**Exercise aim**: Extract all lines that hold the string "this".

^^^^^^^^

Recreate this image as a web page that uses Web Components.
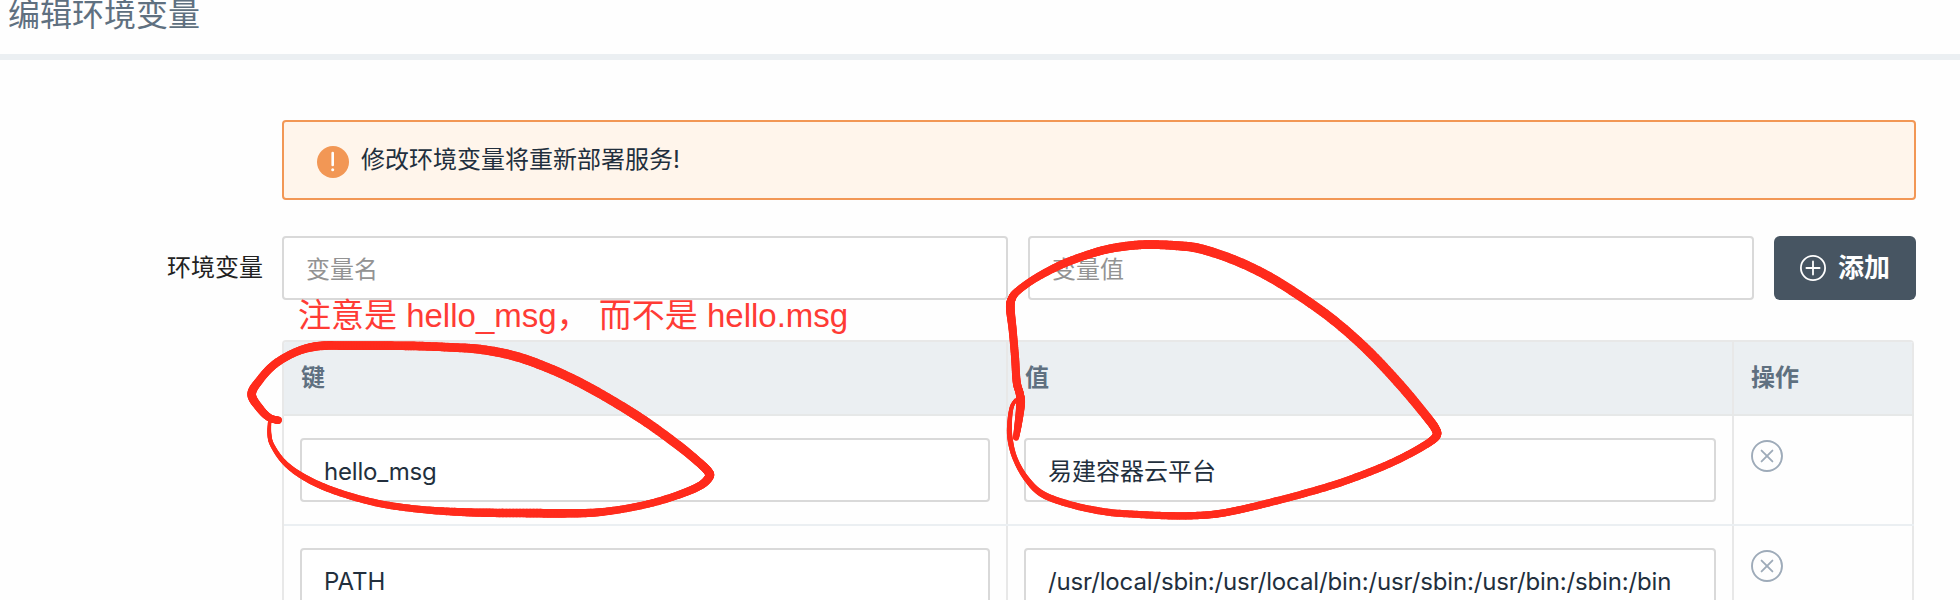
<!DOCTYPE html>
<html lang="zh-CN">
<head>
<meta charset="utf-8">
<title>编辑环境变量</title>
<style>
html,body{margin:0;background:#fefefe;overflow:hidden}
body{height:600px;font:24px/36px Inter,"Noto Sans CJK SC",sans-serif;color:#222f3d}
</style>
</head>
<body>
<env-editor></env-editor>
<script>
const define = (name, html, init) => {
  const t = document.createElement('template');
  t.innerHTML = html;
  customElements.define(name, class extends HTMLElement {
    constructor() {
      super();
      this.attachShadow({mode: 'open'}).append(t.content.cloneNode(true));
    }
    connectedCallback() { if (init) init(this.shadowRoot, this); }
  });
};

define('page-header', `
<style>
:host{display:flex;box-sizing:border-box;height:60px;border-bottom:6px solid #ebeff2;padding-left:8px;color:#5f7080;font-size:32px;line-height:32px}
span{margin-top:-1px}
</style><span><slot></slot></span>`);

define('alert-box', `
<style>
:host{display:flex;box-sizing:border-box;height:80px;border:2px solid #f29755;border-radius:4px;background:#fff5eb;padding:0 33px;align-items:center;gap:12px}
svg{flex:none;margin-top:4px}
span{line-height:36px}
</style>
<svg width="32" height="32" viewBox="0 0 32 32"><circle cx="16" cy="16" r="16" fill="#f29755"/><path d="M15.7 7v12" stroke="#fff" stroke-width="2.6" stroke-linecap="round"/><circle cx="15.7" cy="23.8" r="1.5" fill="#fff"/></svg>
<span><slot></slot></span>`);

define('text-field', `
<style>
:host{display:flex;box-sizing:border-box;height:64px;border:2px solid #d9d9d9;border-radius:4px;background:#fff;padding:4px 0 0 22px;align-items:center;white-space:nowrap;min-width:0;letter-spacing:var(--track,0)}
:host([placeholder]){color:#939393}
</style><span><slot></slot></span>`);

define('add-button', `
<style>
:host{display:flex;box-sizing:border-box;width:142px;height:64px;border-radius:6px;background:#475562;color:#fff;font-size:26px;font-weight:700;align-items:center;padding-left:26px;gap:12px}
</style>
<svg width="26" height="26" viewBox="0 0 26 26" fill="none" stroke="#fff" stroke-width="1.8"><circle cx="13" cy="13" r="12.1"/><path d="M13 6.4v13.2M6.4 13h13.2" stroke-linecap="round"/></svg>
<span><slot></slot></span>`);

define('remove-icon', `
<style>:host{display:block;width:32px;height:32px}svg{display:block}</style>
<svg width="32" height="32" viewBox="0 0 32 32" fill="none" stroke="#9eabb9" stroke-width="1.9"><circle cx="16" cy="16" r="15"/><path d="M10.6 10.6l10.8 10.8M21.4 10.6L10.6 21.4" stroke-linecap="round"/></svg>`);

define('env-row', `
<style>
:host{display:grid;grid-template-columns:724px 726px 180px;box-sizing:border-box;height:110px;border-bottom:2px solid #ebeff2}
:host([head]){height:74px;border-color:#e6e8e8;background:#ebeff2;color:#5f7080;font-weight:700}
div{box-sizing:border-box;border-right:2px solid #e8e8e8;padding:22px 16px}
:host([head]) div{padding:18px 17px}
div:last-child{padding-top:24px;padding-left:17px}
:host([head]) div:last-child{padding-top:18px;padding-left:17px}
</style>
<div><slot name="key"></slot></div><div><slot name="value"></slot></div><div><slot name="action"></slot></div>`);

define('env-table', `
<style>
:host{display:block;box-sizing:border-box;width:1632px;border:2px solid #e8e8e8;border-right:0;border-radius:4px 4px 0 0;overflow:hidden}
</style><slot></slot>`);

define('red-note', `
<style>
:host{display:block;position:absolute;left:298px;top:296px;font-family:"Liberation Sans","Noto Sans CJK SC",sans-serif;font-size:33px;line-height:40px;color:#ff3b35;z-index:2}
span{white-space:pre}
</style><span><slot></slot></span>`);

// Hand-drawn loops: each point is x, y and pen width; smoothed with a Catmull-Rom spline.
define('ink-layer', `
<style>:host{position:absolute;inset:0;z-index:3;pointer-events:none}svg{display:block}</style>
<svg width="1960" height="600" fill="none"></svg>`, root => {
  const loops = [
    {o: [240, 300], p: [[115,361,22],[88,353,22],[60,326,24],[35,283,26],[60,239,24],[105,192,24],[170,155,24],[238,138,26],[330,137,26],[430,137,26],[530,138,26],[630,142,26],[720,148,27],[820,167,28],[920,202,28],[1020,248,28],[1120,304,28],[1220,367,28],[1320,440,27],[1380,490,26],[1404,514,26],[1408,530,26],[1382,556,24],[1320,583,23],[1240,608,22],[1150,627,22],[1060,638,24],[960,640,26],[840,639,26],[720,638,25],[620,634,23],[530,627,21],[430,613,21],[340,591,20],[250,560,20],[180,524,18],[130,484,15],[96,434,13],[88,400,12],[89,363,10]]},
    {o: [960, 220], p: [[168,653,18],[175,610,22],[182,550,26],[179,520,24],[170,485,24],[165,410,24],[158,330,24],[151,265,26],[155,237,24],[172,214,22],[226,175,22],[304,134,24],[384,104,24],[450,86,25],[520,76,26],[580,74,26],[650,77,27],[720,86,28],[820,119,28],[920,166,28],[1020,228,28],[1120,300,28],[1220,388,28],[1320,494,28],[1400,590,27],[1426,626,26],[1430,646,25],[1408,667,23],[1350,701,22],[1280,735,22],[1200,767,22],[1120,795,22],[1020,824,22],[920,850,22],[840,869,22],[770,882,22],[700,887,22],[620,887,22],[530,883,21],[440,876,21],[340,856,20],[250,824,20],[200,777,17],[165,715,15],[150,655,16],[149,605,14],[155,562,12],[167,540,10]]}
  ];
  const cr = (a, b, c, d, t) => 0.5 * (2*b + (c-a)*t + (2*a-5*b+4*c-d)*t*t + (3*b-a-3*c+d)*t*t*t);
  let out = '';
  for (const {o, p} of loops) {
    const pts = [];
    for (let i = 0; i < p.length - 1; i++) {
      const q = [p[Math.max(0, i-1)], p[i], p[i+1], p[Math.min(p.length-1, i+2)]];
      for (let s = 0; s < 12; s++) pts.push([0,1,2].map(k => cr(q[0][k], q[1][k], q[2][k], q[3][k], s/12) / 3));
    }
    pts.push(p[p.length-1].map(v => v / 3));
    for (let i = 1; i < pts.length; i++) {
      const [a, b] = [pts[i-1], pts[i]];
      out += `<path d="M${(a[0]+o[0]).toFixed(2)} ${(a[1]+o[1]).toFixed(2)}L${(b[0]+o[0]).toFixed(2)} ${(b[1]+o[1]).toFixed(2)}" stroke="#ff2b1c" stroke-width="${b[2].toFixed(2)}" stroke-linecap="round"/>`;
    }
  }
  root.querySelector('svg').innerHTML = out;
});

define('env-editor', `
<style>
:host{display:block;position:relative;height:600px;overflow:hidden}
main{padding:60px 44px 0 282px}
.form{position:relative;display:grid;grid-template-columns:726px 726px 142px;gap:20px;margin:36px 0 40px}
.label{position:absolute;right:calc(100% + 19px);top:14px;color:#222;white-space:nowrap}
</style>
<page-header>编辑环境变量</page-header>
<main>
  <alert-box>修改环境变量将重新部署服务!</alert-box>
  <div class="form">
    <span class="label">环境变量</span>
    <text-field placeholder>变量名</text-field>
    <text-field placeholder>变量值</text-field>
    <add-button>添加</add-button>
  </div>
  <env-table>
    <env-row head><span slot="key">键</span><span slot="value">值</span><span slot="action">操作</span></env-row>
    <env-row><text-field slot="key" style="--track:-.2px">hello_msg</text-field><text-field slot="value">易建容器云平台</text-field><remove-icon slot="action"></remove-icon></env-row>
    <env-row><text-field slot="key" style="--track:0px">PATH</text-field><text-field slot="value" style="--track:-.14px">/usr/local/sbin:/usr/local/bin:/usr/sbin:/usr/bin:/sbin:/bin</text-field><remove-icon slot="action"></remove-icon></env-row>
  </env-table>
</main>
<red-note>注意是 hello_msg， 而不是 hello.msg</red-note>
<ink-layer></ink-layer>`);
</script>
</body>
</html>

^^^^^^^^

**Exercise solution**:
Recreate this image as a web page that uses Web Components.
      this.attachShadow({mode: 'open'}).append(t.content.cloneNode(true));
    connectedCallback() { if (init) init(this.shadowRoot, this); }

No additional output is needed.